Alle 14.47 di ieri si è verificato un terremoto di forte intensità con epicentro nel Mar Adriatico al largo delle coste della Puglia garganica e dalle Isole Tremiti, poco distante dall’isola croata di Lagosta. Secondo una revisione in serata dell’Istituto nazionale di Geofisica e Vulcanologia, la magnitudo momento è stata di 5.2 (mentre la magnitudo Richter è di 5.6) a una profondità di 5 chilometri. Dopo l’evento principale è seguita una replica di magnitudo di 4.1 a distanza di 13 minuti, profondità di 10 chilometri e fino a sera è presente uno sciame sismico con circa quaranta scosse con magnitudo comprese tra 4.1 e 2.1. Tutti gli epicentri sono afferenti a una faglia già nota in letteratura e parallela all’asse orogenico appenninico, presente nell’area della dorsale Gallignani.

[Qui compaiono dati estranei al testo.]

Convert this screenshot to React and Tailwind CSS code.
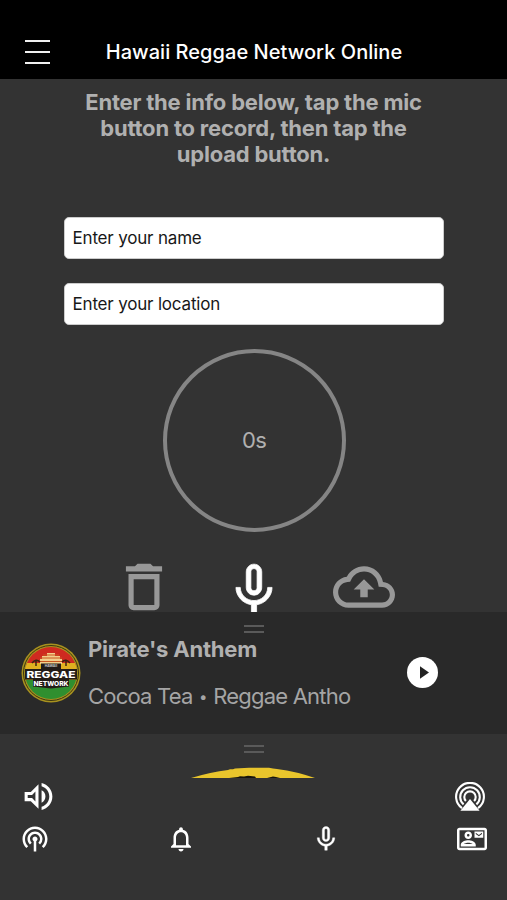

Il sistema focale che ha innescato la scossa principale, secondo il network sismico Geofon del German Research Centre for Geosciences (il corrispettivo tedesco dell’Ingv) è stato causato da una faglia inversa, ovvero con scorrimento verso l’alto di una massa rocciosa. Essendo avvenuto a distanza sia della costa croata che pugliese, il sisma non ha creato danni a cose o persone.
L’area mediterranea è costituita sostanzialmente da placca Africana e placca Euroasiatica, ma dobbiamo aggiungere alcune placche minori, tra cui quella Adriatica (o Adria). La placca Africana preme verso nord contro la placca Euroasiatica spingendo la microplacca Adriatica a scendere sotto le Alpi. Queste sollecitazioni portano a terremoti piuttosto intensi (come quello a Petrinja nel dicembre scorso) e costringono l’Italia in un movimento rotatorio in senso antiorario il cui perno è nei pressi dello Stretto di Messina. Il mar Adriatico è quindi destinato a ridursi gradualmente fino a scomparire del tutto quando la penisola italiana si congiungerà ai Balcani. La placca Adria si trova compressa tra le due placche principali ed sono state individuate alcune faglie. Lo sciame sismico di ieri è ben allineato a una faglia piuttosto vicina all’isola di Lagosta e parallela all’asse orogenico appenninico, nell’area della dorsale Gallignani, ovvero una piccola catena montuosa sottomarina le cui vette più alte emergono formando le isole di Pelagosa. L’area adriatica è stata a lungo oggetto di ricerche dei ricercatori dell’Ingv, che ne hanno studiato l’attività tettonica attraverso dati sismologici, dati Gps e osservazioni geologiche. In particolare, proprio le faglie dell’Adriatico centrale sono state oggetto di studio attraverso l’analisi dei terremoti storici e dei dati forniti dalla sismica di esplorazione disponibili per quest’area, che ospita giacimenti di idrocarburi ancora non sfruttati. Secondo l’Ingv, questa area è stata a lungo considerata rigida dal punto di vista tettonico, e come tale incapace di generare sismicità significativa. Il terremoto di ieri, invece, sembra suggerire che questo settore è in grado di rilasciare sismicità, e quindi che sia altamente fratturato al suo interno.
Come è accaduto per il sisma di Petrinja di dicembre, con magnitudo 6.4, anche questa volta il terremoto è stato avvertito in tutto il centro Sud, nonostante la magnitudo Richter 5.6. Un’energia tale da essere avvertita da oltre 3mila persone secondo il portale «Hai sentito il terremoto?» dell’Ingv, da Grosseto a Catanzaro, e in particolare a Napoli. Questo è possibile perché un terremoto di magnitudo 5.5 oltre alla sua energia ne ha una extra insita nella rottura della faglia. Come quando strappiamo un foglio: un lembo va da una parte, e un lembo dall’altra. Ciò che è successo è che un lembo ha un’energia che si è canalizzata anche per effetto litologico (la composizione delle rocce) e topografico, ed è stata da amplificare la percezione del terremoto.